◆ **Request**
Make an exact copy of the lines, leaving the pictures out.

Records:
▼

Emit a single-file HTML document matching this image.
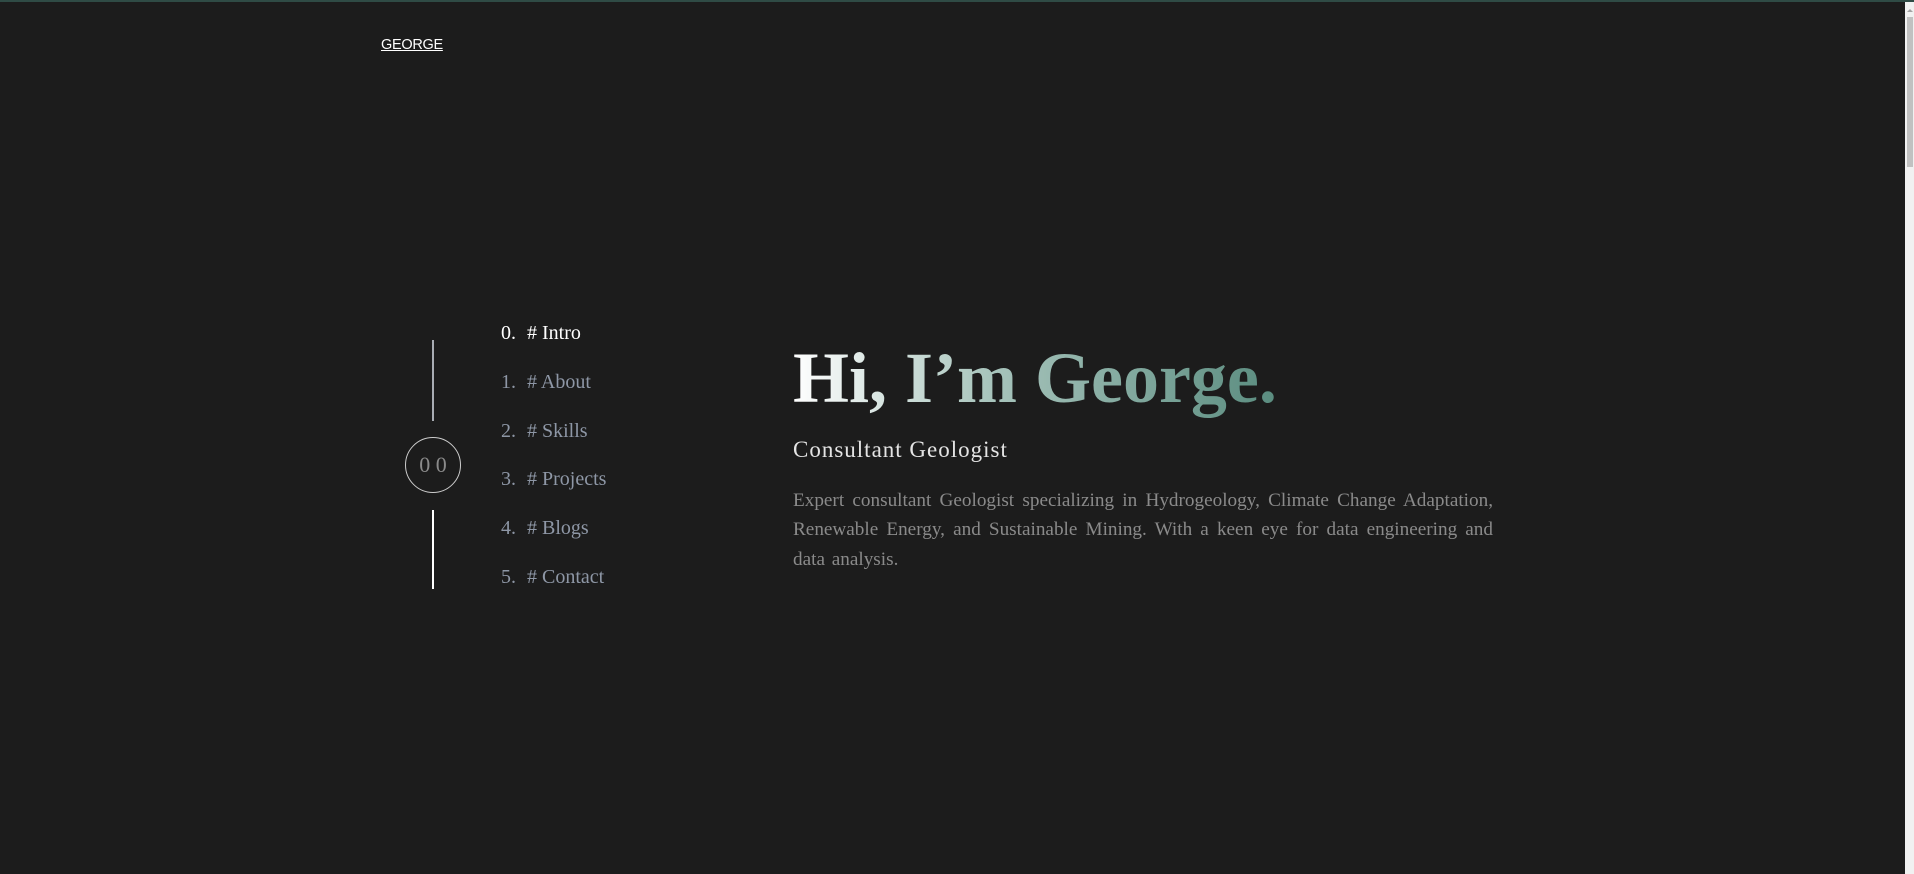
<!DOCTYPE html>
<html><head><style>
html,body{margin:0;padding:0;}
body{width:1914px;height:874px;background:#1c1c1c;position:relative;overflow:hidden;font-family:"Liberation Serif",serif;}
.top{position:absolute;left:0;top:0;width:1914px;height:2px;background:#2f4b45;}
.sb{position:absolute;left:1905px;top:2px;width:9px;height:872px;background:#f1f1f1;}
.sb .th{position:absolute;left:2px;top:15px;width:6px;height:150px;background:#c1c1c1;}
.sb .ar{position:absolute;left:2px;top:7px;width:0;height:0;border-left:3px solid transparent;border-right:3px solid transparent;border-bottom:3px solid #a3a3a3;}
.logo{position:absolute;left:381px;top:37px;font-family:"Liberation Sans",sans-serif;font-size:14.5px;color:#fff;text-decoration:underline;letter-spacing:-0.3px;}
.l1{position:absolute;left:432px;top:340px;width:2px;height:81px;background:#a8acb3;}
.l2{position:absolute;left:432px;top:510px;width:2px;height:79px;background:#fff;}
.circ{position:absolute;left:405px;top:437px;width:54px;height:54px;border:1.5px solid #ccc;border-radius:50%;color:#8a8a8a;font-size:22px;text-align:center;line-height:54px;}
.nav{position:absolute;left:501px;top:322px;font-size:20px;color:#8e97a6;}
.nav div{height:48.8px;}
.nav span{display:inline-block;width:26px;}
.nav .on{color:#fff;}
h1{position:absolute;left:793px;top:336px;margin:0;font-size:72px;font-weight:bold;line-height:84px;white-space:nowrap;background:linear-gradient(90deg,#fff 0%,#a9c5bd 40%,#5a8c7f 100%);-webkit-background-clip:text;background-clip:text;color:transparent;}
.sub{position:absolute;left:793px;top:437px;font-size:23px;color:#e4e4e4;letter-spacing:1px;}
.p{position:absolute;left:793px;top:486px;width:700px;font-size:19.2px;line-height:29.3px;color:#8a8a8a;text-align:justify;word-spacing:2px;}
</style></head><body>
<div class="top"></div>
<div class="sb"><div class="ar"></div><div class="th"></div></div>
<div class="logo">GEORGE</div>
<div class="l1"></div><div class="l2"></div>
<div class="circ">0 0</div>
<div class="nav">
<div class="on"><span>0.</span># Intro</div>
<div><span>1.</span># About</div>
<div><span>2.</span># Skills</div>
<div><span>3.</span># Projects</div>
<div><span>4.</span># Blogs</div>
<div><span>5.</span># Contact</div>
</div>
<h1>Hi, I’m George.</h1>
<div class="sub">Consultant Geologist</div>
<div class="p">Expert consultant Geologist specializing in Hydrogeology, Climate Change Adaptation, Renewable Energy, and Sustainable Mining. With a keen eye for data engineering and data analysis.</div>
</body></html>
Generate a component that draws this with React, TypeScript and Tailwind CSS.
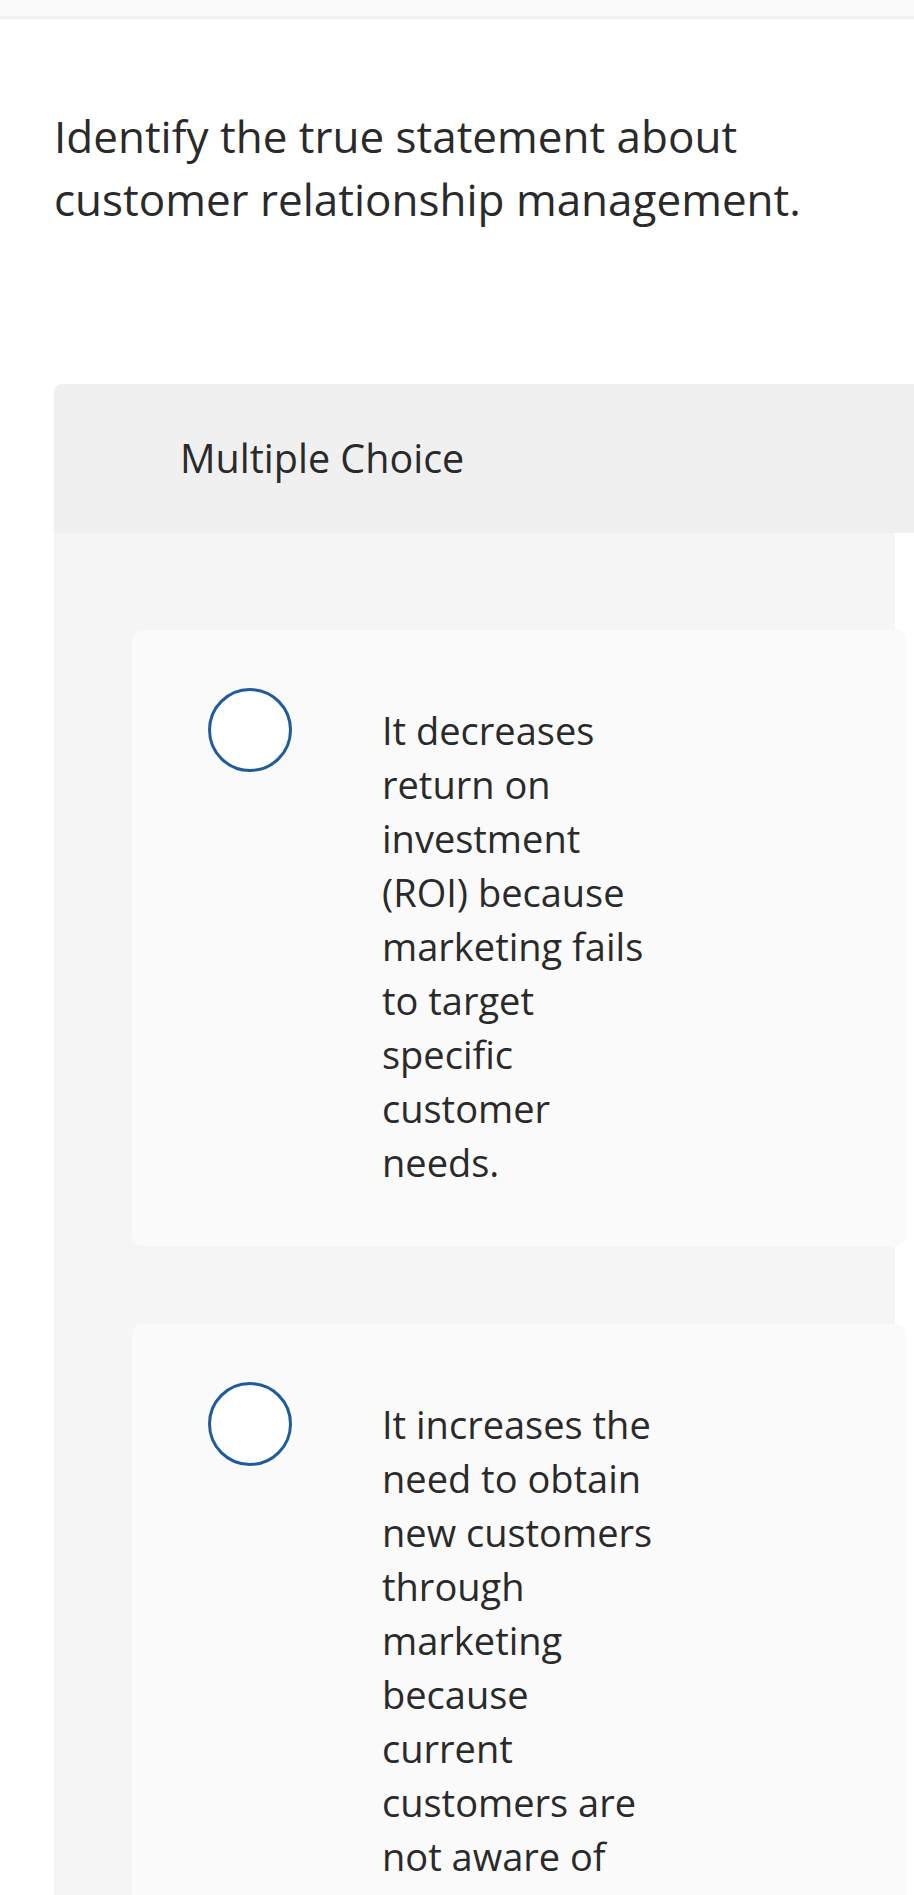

▲

◆ **Exercise output**
Emit a single-file HTML document matching this image.
<!DOCTYPE html>
<html><head><style>
html,body{margin:0;padding:0;}
body{width:1914px;height:874px;background:#1c1c1c;position:relative;overflow:hidden;font-family:"Liberation Serif",serif;}
.top{position:absolute;left:0;top:0;width:1914px;height:2px;background:#2f4b45;}
.sb{position:absolute;left:1905px;top:2px;width:9px;height:872px;background:#f1f1f1;}
.sb .th{position:absolute;left:2px;top:15px;width:6px;height:150px;background:#c1c1c1;}
.sb .ar{position:absolute;left:2px;top:7px;width:0;height:0;border-left:3px solid transparent;border-right:3px solid transparent;border-bottom:3px solid #a3a3a3;}
.logo{position:absolute;left:381px;top:37px;font-family:"Liberation Sans",sans-serif;font-size:14.5px;color:#fff;text-decoration:underline;letter-spacing:-0.3px;}
.l1{position:absolute;left:432px;top:340px;width:2px;height:81px;background:#a8acb3;}
.l2{position:absolute;left:432px;top:510px;width:2px;height:79px;background:#fff;}
.circ{position:absolute;left:405px;top:437px;width:54px;height:54px;border:1.5px solid #ccc;border-radius:50%;color:#8a8a8a;font-size:22px;text-align:center;line-height:54px;}
.nav{position:absolute;left:501px;top:322px;font-size:20px;color:#8e97a6;}
.nav div{height:48.8px;}
.nav span{display:inline-block;width:26px;}
.nav .on{color:#fff;}
h1{position:absolute;left:793px;top:336px;margin:0;font-size:72px;font-weight:bold;line-height:84px;white-space:nowrap;background:linear-gradient(90deg,#fff 0%,#a9c5bd 40%,#5a8c7f 100%);-webkit-background-clip:text;background-clip:text;color:transparent;}
.sub{position:absolute;left:793px;top:437px;font-size:23px;color:#e4e4e4;letter-spacing:1px;}
.p{position:absolute;left:793px;top:486px;width:700px;font-size:19.2px;line-height:29.3px;color:#8a8a8a;text-align:justify;word-spacing:2px;}
</style></head><body>
<div class="top"></div>
<div class="sb"><div class="ar"></div><div class="th"></div></div>
<div class="logo">GEORGE</div>
<div class="l1"></div><div class="l2"></div>
<div class="circ">0 0</div>
<div class="nav">
<div class="on"><span>0.</span># Intro</div>
<div><span>1.</span># About</div>
<div><span>2.</span># Skills</div>
<div><span>3.</span># Projects</div>
<div><span>4.</span># Blogs</div>
<div><span>5.</span># Contact</div>
</div>
<h1>Hi, I’m George.</h1>
<div class="sub">Consultant Geologist</div>
<div class="p">Expert consultant Geologist specializing in Hydrogeology, Climate Change Adaptation, Renewable Energy, and Sustainable Mining. With a keen eye for data engineering and data analysis.</div>
</body></html>
Generate a component that draws this with React, TypeScript and Tailwind CSS.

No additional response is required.